• [PROBLEM REQUIREMENTS] Output every entry exactly as written, but omit the pictures.

┌──

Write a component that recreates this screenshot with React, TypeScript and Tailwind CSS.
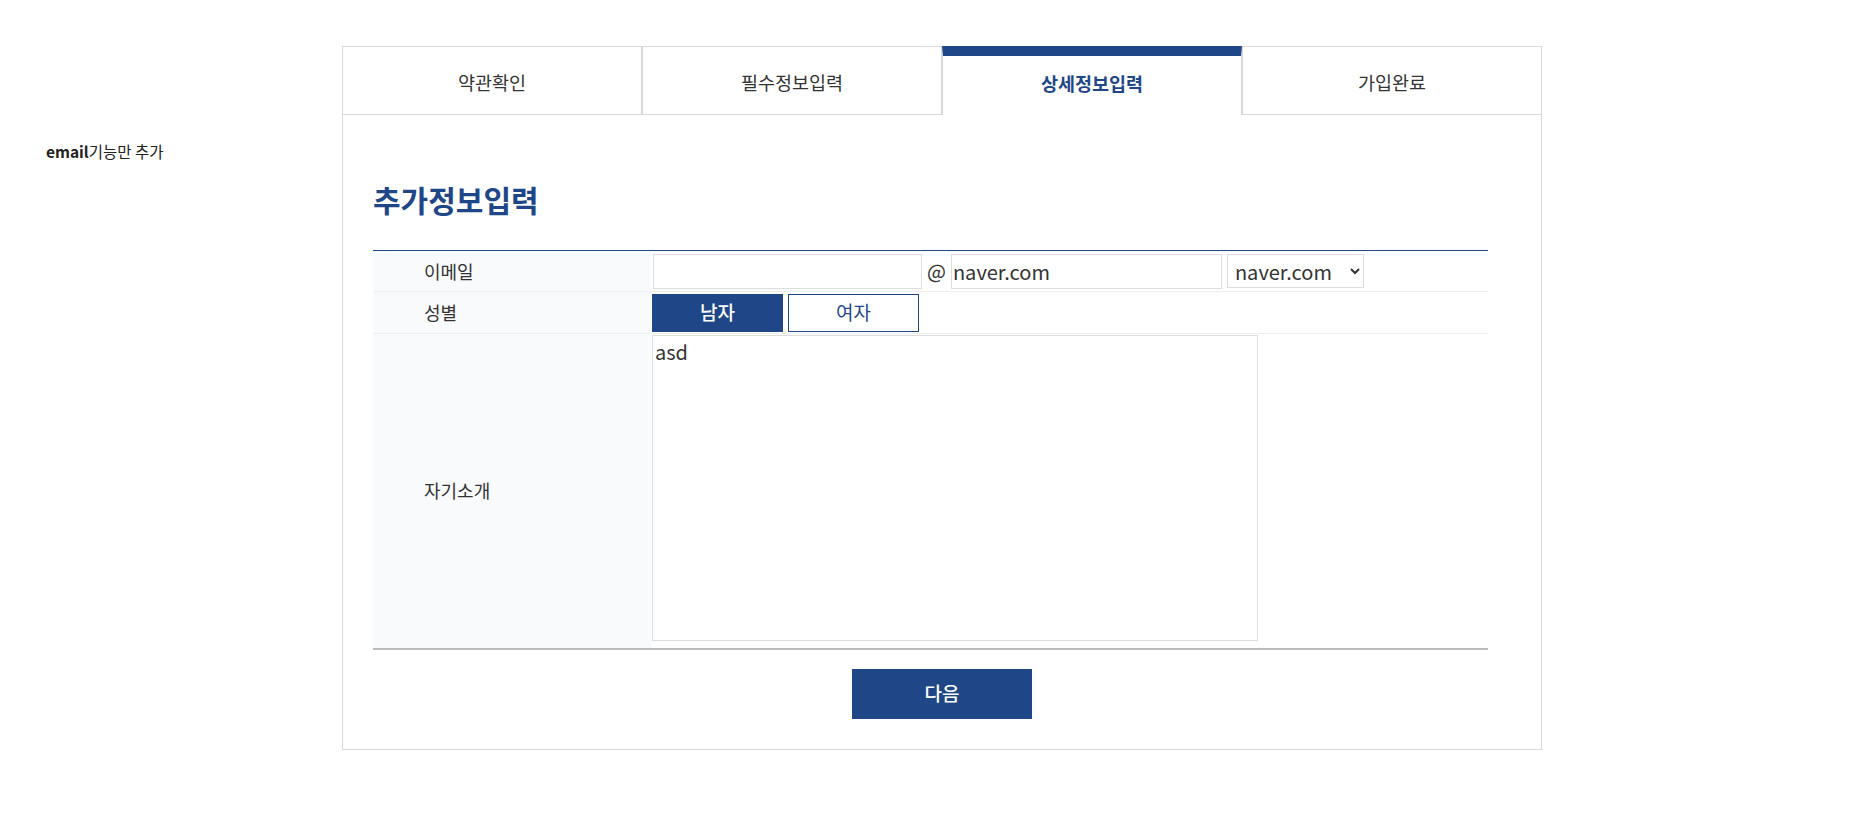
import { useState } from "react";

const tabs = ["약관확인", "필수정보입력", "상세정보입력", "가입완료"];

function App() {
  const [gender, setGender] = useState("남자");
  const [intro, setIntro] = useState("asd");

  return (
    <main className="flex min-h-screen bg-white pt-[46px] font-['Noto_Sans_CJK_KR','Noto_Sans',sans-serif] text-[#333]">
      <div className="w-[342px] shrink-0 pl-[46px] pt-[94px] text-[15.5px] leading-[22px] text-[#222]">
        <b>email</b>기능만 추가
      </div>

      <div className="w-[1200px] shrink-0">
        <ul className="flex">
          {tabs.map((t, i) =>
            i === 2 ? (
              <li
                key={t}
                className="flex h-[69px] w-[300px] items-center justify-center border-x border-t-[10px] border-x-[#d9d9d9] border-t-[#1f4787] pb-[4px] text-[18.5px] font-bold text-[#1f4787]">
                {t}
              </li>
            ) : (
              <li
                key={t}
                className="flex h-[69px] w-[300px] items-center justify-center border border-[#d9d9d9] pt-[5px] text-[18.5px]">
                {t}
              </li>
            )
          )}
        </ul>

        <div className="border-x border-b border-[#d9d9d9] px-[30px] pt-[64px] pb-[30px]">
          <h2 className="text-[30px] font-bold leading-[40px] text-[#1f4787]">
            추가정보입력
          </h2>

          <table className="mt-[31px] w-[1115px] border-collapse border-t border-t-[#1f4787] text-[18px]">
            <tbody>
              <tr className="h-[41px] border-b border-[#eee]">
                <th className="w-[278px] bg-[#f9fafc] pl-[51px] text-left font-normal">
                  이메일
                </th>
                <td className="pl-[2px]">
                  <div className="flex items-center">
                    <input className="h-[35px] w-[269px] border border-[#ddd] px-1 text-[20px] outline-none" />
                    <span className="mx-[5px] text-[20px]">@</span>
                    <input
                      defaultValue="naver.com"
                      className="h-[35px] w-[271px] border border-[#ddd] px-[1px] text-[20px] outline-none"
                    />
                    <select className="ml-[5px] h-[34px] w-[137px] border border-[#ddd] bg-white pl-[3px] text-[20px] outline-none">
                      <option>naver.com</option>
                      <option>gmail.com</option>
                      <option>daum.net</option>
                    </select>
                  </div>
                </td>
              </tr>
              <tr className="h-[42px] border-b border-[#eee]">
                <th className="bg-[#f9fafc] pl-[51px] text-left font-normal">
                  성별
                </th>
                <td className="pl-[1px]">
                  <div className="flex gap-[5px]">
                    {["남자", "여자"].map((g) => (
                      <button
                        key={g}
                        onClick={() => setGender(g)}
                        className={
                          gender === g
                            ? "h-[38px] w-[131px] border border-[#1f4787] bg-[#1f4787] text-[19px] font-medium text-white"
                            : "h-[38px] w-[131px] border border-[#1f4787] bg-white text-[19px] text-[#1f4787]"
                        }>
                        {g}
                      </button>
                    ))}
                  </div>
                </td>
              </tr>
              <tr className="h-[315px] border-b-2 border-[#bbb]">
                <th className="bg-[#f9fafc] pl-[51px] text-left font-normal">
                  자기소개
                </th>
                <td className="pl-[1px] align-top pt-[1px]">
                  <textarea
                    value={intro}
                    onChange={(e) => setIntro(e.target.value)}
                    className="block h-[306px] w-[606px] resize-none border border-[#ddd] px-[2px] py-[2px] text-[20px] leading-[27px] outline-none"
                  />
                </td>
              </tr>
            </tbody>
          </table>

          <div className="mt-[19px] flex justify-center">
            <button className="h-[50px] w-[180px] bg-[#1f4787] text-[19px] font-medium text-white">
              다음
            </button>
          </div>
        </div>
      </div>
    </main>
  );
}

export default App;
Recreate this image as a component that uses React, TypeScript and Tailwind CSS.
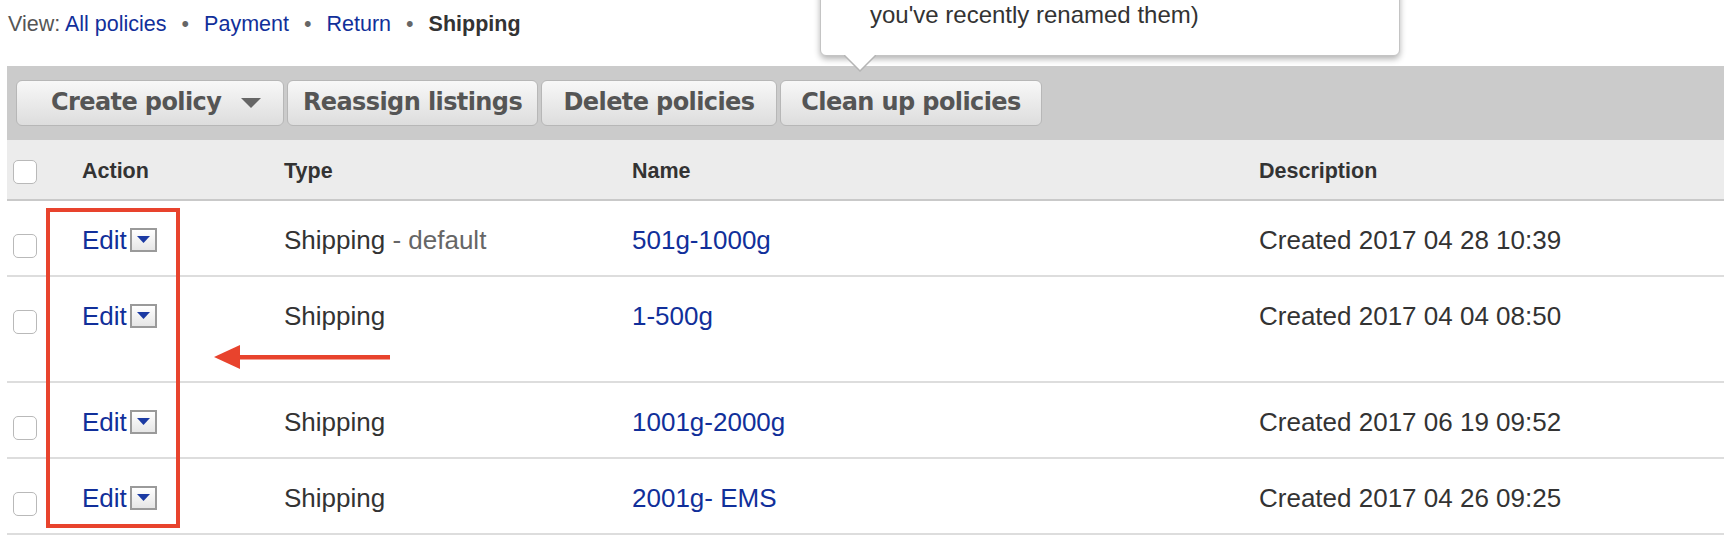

└──

• [EXPECTED ANSWER]
Write a component that recreates this screenshot with React, TypeScript and Tailwind CSS.
import { useState } from "react";

const tabs = ["약관확인", "필수정보입력", "상세정보입력", "가입완료"];

function App() {
  const [gender, setGender] = useState("남자");
  const [intro, setIntro] = useState("asd");

  return (
    <main className="flex min-h-screen bg-white pt-[46px] font-['Noto_Sans_CJK_KR','Noto_Sans',sans-serif] text-[#333]">
      <div className="w-[342px] shrink-0 pl-[46px] pt-[94px] text-[15.5px] leading-[22px] text-[#222]">
        <b>email</b>기능만 추가
      </div>

      <div className="w-[1200px] shrink-0">
        <ul className="flex">
          {tabs.map((t, i) =>
            i === 2 ? (
              <li
                key={t}
                className="flex h-[69px] w-[300px] items-center justify-center border-x border-t-[10px] border-x-[#d9d9d9] border-t-[#1f4787] pb-[4px] text-[18.5px] font-bold text-[#1f4787]">
                {t}
              </li>
            ) : (
              <li
                key={t}
                className="flex h-[69px] w-[300px] items-center justify-center border border-[#d9d9d9] pt-[5px] text-[18.5px]">
                {t}
              </li>
            )
          )}
        </ul>

        <div className="border-x border-b border-[#d9d9d9] px-[30px] pt-[64px] pb-[30px]">
          <h2 className="text-[30px] font-bold leading-[40px] text-[#1f4787]">
            추가정보입력
          </h2>

          <table className="mt-[31px] w-[1115px] border-collapse border-t border-t-[#1f4787] text-[18px]">
            <tbody>
              <tr className="h-[41px] border-b border-[#eee]">
                <th className="w-[278px] bg-[#f9fafc] pl-[51px] text-left font-normal">
                  이메일
                </th>
                <td className="pl-[2px]">
                  <div className="flex items-center">
                    <input className="h-[35px] w-[269px] border border-[#ddd] px-1 text-[20px] outline-none" />
                    <span className="mx-[5px] text-[20px]">@</span>
                    <input
                      defaultValue="naver.com"
                      className="h-[35px] w-[271px] border border-[#ddd] px-[1px] text-[20px] outline-none"
                    />
                    <select className="ml-[5px] h-[34px] w-[137px] border border-[#ddd] bg-white pl-[3px] text-[20px] outline-none">
                      <option>naver.com</option>
                      <option>gmail.com</option>
                      <option>daum.net</option>
                    </select>
                  </div>
                </td>
              </tr>
              <tr className="h-[42px] border-b border-[#eee]">
                <th className="bg-[#f9fafc] pl-[51px] text-left font-normal">
                  성별
                </th>
                <td className="pl-[1px]">
                  <div className="flex gap-[5px]">
                    {["남자", "여자"].map((g) => (
                      <button
                        key={g}
                        onClick={() => setGender(g)}
                        className={
                          gender === g
                            ? "h-[38px] w-[131px] border border-[#1f4787] bg-[#1f4787] text-[19px] font-medium text-white"
                            : "h-[38px] w-[131px] border border-[#1f4787] bg-white text-[19px] text-[#1f4787]"
                        }>
                        {g}
                      </button>
                    ))}
                  </div>
                </td>
              </tr>
              <tr className="h-[315px] border-b-2 border-[#bbb]">
                <th className="bg-[#f9fafc] pl-[51px] text-left font-normal">
                  자기소개
                </th>
                <td className="pl-[1px] align-top pt-[1px]">
                  <textarea
                    value={intro}
                    onChange={(e) => setIntro(e.target.value)}
                    className="block h-[306px] w-[606px] resize-none border border-[#ddd] px-[2px] py-[2px] text-[20px] leading-[27px] outline-none"
                  />
                </td>
              </tr>
            </tbody>
          </table>

          <div className="mt-[19px] flex justify-center">
            <button className="h-[50px] w-[180px] bg-[#1f4787] text-[19px] font-medium text-white">
              다음
            </button>
          </div>
        </div>
      </div>
    </main>
  );
}

export default App;
Recreate this image as a component that uses React, TypeScript and Tailwind CSS.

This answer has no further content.